Nothing ever came of the threatened lawsuit and, in order to quell rumors, the FBI publicly announced that it was not conducting an investigation on Palin.

"We are not investigating her," FBI spokesman Eric Gonzalez told the Anchorage Daily News in 2009. "Normally we don't confirm or deny those kind of allegations out there, but by not doing so, it just casts her in a very bad light.

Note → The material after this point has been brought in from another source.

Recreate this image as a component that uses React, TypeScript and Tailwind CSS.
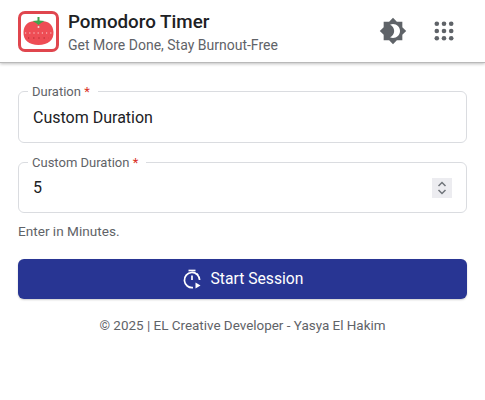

There is just no truth to those rumors out there in the blogosphere."

According to Politico.com, Palin had better luck when news site Gawker published excerpts of her 2010 book, America By Heart: Reflections on Family, Faith, and Flag, several days before it hit bookstores.

"Well, look what popped up five days early: leaks from Sarah Palin's forthcoming memoir/manifesto, America By Heart, in which the reality TV matriarch rants against 'talent deprived' reality TV stars, lauds daughter Bristol's chastity and celebrates not aborting Trig," Gawker wrote on its website.

"The book is currently in distribution centers, awaiting its official release on Tuesday. We got our hands on some of the pages … Here's an annotated guide to our favorite parts, featuring rants against the media and new material about Bristol and Levi."

Palin tweeted her response: "The publishing world is LEAKING out-of-context excerpts of my book w/out my permission? Isn't that illegal?" But the politician then took more formal action when she, along with her book's publisher, HarperCollins, successfully sued Gawker for copyright infringement and a federal judge ordered the website to take down the book excerpts.

Gawker then responded in its trademark cheeky fashion with a blog post entitled: "Sarah Palin Is Mad at Us for Leaking Pages From Her Book."

So how might Palin's latest lawsuit effort fare against author Joe McGinnis and the Crown Publishing Group over "The Rogue: Searching for the Real Sarah Palin?"

David Magee of the International Business Times said: "Don't hold your breath."

Even though McGinnis accused Palin of sleeping with basketball stars and snorting cocaine on snowmobiles while attributing those claims to anonymous sources, Magee said Palin's very public status makes it all the more difficult to prove libel.

"Here's the problem with suing McGinnis and the publisher: Palin would have to prove that the allegations in the book are all lies if she proceeded with a lawsuit," Magee wrote. "She's a public figure – considerably so – and it's hard to prove libel when you are in the public eye in the first place."

"Nobody ever said being a celebrity in this country is fair, however. But one thing we do know is that celebrity lawsuits claiming libel for such accusations typically do more damage to the celebrity than to the author and publisher," he added.